La Cgt, elle, prenant conscience de son propre affaiblissement, a pensé que la « reconquête du terrain » lui permettrait de regagner ses adhérents perdus. Bien sûr, mon propos n’est pas que le syndicalisme ne doit pas être dans les entreprises. Mais il ne peut accepter d’être circonscrit dans ce palais des courants d’air qu’elles sont devenues. Il doit imposer sa place dans les organisations telles qu’elles sont devenues : complexes et protéiformes, où intérimaires, précaires, sous-traitants et travailleurs délocalisés participent eux aussi à la création de valeur.
Le syndicalisme ne peut pas rester cantonné là, seulement, vers où la valeur est drainée. La revendication d’intervention dans la gestion participe bien sûr d’une plus grande démocratie sociale. Mais intervenir dans la gestion du donneur d’ordres laisse sur le carreau tous ceux qui assurent la profitabilité de celui-ci. La négociation doit être bénéfique à tout le monde. Et penser que l’on résoudra les problèmes en renforçant la négociation dans les Pme est un leurre. C’est tout au long de la chaîne de valeurs qu’il faut agir pour ne laisser personne isolé, sans droit ni garanties collectives.
– Diriez-vous que la colère qui s’exprime est aussi l’expression de ce besoin ?

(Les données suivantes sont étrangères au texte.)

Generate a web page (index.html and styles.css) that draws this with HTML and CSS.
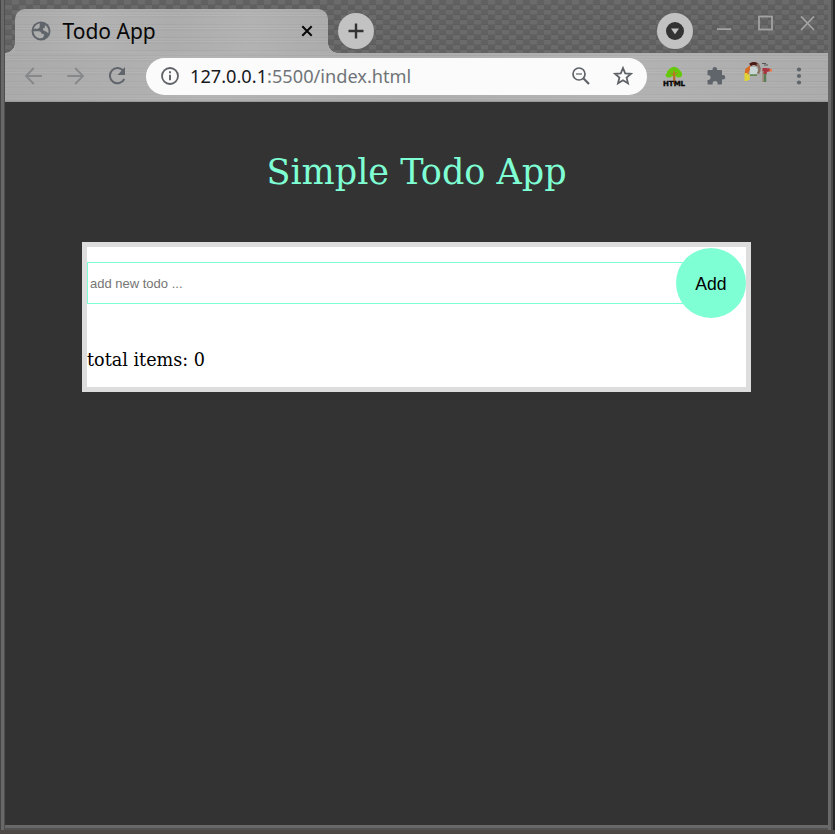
FILE: index.html
```
<!DOCTYPE html>
<html lang="en">
<head>
<meta charset="utf-8">
<title>Todo App</title>
<link rel="stylesheet" href="styles.css">
</head>
<body>
<div class="window">
  <header class="titlebar">
    <div class="tab metal">
      <svg class="globe" viewBox="0 0 20 20"><circle cx="10" cy="10" r="9.5" fill="#60656b"/><path d="M8.8 2.3C6 2.8 3.4 5 2.6 8.2L4.2 7.4 6.2 7.9 8.6 6.6 8.7 4.4ZM2.5 10.3H8.4Q10.3 10.5 10.4 12.5L13.3 13.4 12.2 16.6C8.3 18.8 3 16 2.5 10.3ZM13.8 4C16.7 5.5 18.3 9.2 17.3 12.3L15.4 10.8 12.2 9.3 12.1 7.2 14 6.5Z" fill="#adadad"/></svg>
      <span class="tab-title">Todo App</span>
      <svg class="tab-close" viewBox="0 0 12 12"><path d="M1.3 1.3 10.7 10.7M10.7 1.3 1.3 10.7" stroke="#080808" stroke-width="2"/></svg>
    </div>
    <div class="round"><svg width="16" height="16" viewBox="0 0 16 16"><path d="M8 .5V15.5M.5 8H15.5" stroke="#333" stroke-width="2.4"/></svg></div>
    <div class="round search"><svg width="18" height="18" viewBox="0 0 18 18"><circle cx="9" cy="9" r="9" fill="#333"/><path d="M5 6.5H13L9 12.3Z" fill="#c4c4c4"/></svg></div>
    <svg class="controls" viewBox="0 0 100 18"><g fill="none" stroke="#a2a2a2" stroke-width="1.8"><path d="M1 14.2H15.3M85 1.3 98 15M98 1.3 85 15"/><rect x="43" y="1.5" width="13" height="13"/></g></svg>
  </header>
  <nav class="toolbar metal">
    <svg class="nav-icons" viewBox="0 0 106 20"><g fill="none" stroke-width="1.8"><path stroke="#86888a" d="M19 10H3.2M10.8 2 3 10 10.8 18M44.3 10H60M52.2 2 60 10 52.2 18"/><path stroke="#60656b" stroke-width="2" d="M100.5 5A7.6 7.6 0 1 0 101.3 13"/></g><path d="M102 1V9H94.5Z" fill="#60656b"/></svg>
    <div class="address">
      <svg class="info" viewBox="0 0 18 18"><circle cx="9" cy="9" r="8" fill="none" stroke="#5f6368" stroke-width="1.8"/><path d="M9 4.3V6.2M9 7.8V13.3" stroke="#5f6368" stroke-width="1.9"/></svg>
      <span class="url">127.0.0.1<span class="path">:5500/index.html</span></span>
      <svg class="zoom" viewBox="0 0 18 18"><g fill="none" stroke="#5f6368"><circle cx="7" cy="7" r="6" stroke-width="1.7"/><path d="M4 7H10" stroke-width="1.2"/><path d="M11.3 11.3 17 17" stroke-width="2.2"/></g></svg>
      <svg class="star" viewBox="0 0 20 20"><path d="M10 2 12.2 7.4 18 7.8 13.6 11.6 15 17.3 10 14.2 5 17.3 6.4 11.6 2 7.8 7.8 7.4Z" fill="none" stroke="#5f6368" stroke-width="1.8"/></svg>
    </div>
    <div class="tree">
      <svg viewBox="0 0 18 18"><path d="M2 7C2 4 4 4 5 2.5Q9-1 13 2.5C14 4 17 5 17.2 8.5 17 12 13 12.3 11 10.3H7.5C4 13 .5 11 .5 9Z" fill="#65c90b"/><path d="M8 6H10.2L10.6 18H8Z" fill="#b5702a"/><path d="M5 6.5 9 10 13 6M9 4V10" fill="none" stroke="#b68123" stroke-width="1"/></svg>
      <b>HTML</b>
    </div>
    <svg class="puzzle" viewBox="0 0 20 20"><path d="M2.5 4H6.5V3.2A2.3 2.3 0 0 1 11.1 3.2V4H15Q16 4 16 5V9H17A2.3 2.3 0 0 1 17 13.6H16V17.5Q16 18.5 15 18.5H11.6V17.5A2.5 2.5 0 0 0 6.6 17.5V18.5H2.5Q1.5 18.5 1.5 17.5V14H2.3A2.4 2.4 0 0 0 2.3 9.2H1.5V5Q1.5 4 2.5 4Z" fill="#60656b"/></svg>
    <svg class="pr" viewBox="0 0 28 22"><g fill="none"><path stroke="#d96c24" stroke-width="4" d="M2.5 12.5 3.2 8 7 5"/><path stroke="#4b1b15" stroke-width="3" d="M6 3Q10 0 13.5 3"/><path stroke="#8a7162" stroke-width="2.5" d="M13 2Q17.5 6 14 11.5"/><path stroke="#e0d336" stroke-width="3" d="M2 11V19M4.2 12.5V18"/><path stroke="#5c8750" stroke-width="1.5" d="M6 13.2H13"/><path stroke="#a08a78" stroke-width="1.5" d="M19 20V7"/><path stroke="#5a7b54" stroke-width="2.5" d="M21 20V9"/><path stroke="#a83440" stroke-width="3.2" d="M18.5 7.5H21.5L21 12M21 10Q22.5 7.5 26 8"/></g><path d="M6 5H12L14 8 12.5 12H6Z" fill="#c9d6d5"/><path d="M18 1.5H22M20 3H24" stroke="#555"/><path d="M25.5 7H28V9.5H25.5Z" fill="#ed7747"/></svg>
    <svg class="menu" viewBox="0 0 6 18"><g fill="#60656b"><circle cx="3" cy="2.5" r="2.1"/><circle cx="3" cy="9" r="2.1"/><circle cx="3" cy="15.5" r="2.1"/></g></svg>
  </nav>
  <main class="page">
    <h1>Simple Todo App</h1>
    <section class="card">
      <form class="entry">
        <input type="text" placeholder="add new todo ...">
        <button type="button">Add</button>
      </form>
      <p class="total">total items: 0</p>
    </section>
  </main>
</div>
</body>
</html>
```
FILE: styles.css
```
* { box-sizing: border-box; }
body { margin: 0; height: 834px; overflow: hidden; background: #4c4946; }
svg { display: block; flex: none; }
.window {
  width: 835px; height: 830px; display: flex; flex-direction: column;
  padding: 0 7px 5px 5px;
  background:
    linear-gradient(90deg, #444 1px, #686868 1px 4px, #4f4f4f 4px) 0 0 / 5px 100% no-repeat,
    linear-gradient(90deg, #696969 3px, #4a4a4a 3px 5px, #252525 5px) 100% 0 / 7px 100% no-repeat,
    linear-gradient(#686868 3px, #525252 3px) 0 100% / 100% 5px no-repeat;
}
.titlebar {
  height: 53px; flex: none; display: flex; padding: 9px 12px 0 10px;
  background-color: #606060;
  background-image:
    linear-gradient(#0000 75%, #48484833 75%),
    conic-gradient(#6b6b6b 25%, #5f5f5f 0 50%, #6b6b6b 0 75%, #616161 0);
  background-size: 14px 5px, 14px 10px;
}
.metal {
  background-color: #acacac;
  background-image:
    linear-gradient(90deg, #a6a6a699 0%, #b4b4b499 25%, #a8a8a877 50%, #b4b4b499 75%, #a8a8a888 100%),
    repeating-linear-gradient(180deg, #b0b0b0 0 2px, #a3a3a3 2px 3px, #b4b4b4 3px 5px, #a9a9a9 5px 6px, #bcbcbc 6px 7px, #a9a9a9 7px 9px, #b0b0b0 9px 13px);
}
.tab {
  position: relative; width: 313px; height: 44px; flex: none;
  display: flex; align-items: center; padding: 0 15px 0 16px;
  border-radius: 10px 10px 0 0;
}
.tab::before, .tab::after { content: ""; position: absolute; bottom: 0; width: 10px; height: 10px; }
.tab::before { left: -10px; background: radial-gradient(circle at 0 0, #0000 9.5px, #acacac 10px); }
.tab::after { right: -10px; background: radial-gradient(circle at 100% 0, #0000 9.5px, #acacac 10px); }
.globe { width: 20px; height: 20px; }
.tab-title { margin-left: 11.5px; font: 21px "Noto Sans", sans-serif; color: #080808; }
.tab-close { width: 12px; height: 12px; margin-left: auto; }
.round { width: 36px; height: 36px; margin: 4px 0 0 10px; flex: none; border-radius: 50%; background: #c2c2c2; display: grid; place-items: center; }
.search { margin-left: auto; }
.controls { width: 100px; height: 18px; margin: 6px 0 0 23px; }
.toolbar { height: 49px; flex: none; display: flex; align-items: center; padding: 0 26px 2px 19px; border-bottom: 1px solid #999; }
.nav-icons { width: 106px; height: 20px; margin: 0 0 0 -1px; }
.address { width: 501px; height: 37px; margin: 1px 0 0 17px; padding: 0 14px 0 15px; border-radius: 19px; background: #fbfbfb; display: flex; align-items: center; flex: none; }
.info { width: 18px; height: 18px; margin-top: -1px; }
.url { margin: -2px auto 0 11px; font: 18.2px "Noto Sans", sans-serif; color: #17191d; white-space: nowrap; }
.path { color: #707478; }
.zoom { width: 18px; height: 18px; margin-top: -1px; }
.star { width: 20px; height: 20px; margin: -1px 0 0 23px; }
.tree { width: 22px; margin: 2px 0 0 16px; flex: none; display: grid; justify-items: center; }
.tree svg { width: 18px; height: 18px; grid-area: 1 / 1; }
.tree b { grid-area: 1 / 1; margin-top: 14px; font: 900 7px/8px "DejaVu Sans", sans-serif; -webkit-text-stroke: .4px #080808; color: #080808; }
.puzzle { width: 20px; height: 20px; margin-left: 21px; }
.pr { width: 28px; height: 22px; margin: -6px 0 0 18px; }
.menu { width: 6px; height: 18px; margin: 0 0 0 auto; }
.page { flex: 1; background: #333; padding: 50px 77px 0; font-family: "DejaVu Serif", serif; }
h1 { margin: 0; color: aquamarine; font-size: 35px; line-height: 41px; font-weight: 400; text-align: center; }
.card { height: 150px; margin-top: 49px; border: 5px solid #ddd; background: #fff; }
.entry { display: flex; align-items: center; height: 72px; }
.entry input { width: 600px; height: 42px; margin: 0; padding: 1px 2px; border: 1px solid aquamarine; font: 13px "Liberation Sans", sans-serif; }
.entry input::placeholder { color: #757575; }
.entry button { width: 70px; height: 70px; margin-left: -11px; padding: 2px 0 0; border: 0; border-radius: 50%; background: aquamarine; color: #000; font: 17.6px "Liberation Sans", sans-serif; flex: none; }
.total { margin: 31px 0 0; font-size: 17.6px; line-height: 21px; }
```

– D’une façon ou d’une autre, incontestablement. Mais j’aimerais dire un mot du débat qui se développe autour de l’idée de la fin du syndicalisme. Ce débat n’a pas grand sens. Le syndicalisme est et restera toujours utile là où il est. Comme acteur d’entreprise, il a de beaux jours devant lui. En tant qu’acteur social au service du bien-être et de l’émancipation de tous, c’est une autre histoire, car aujourd’hui il a clairement cessé d’avoir prise sur la société dans son ensemble. Bien sûr, les organisations syndicales ont besoin de s’ancrer dans des luttes qui s’adossent à des revendications précises. Mais l’enfermement dans l’entreprise est mortifère. Il rompt avec la vocation inclusive du syndicalisme. Il participe à son confinement : d’où cette difficulté à se connecter à une mobilisation comme celle des gilets jaunes, qui part pourtant du monde du travail.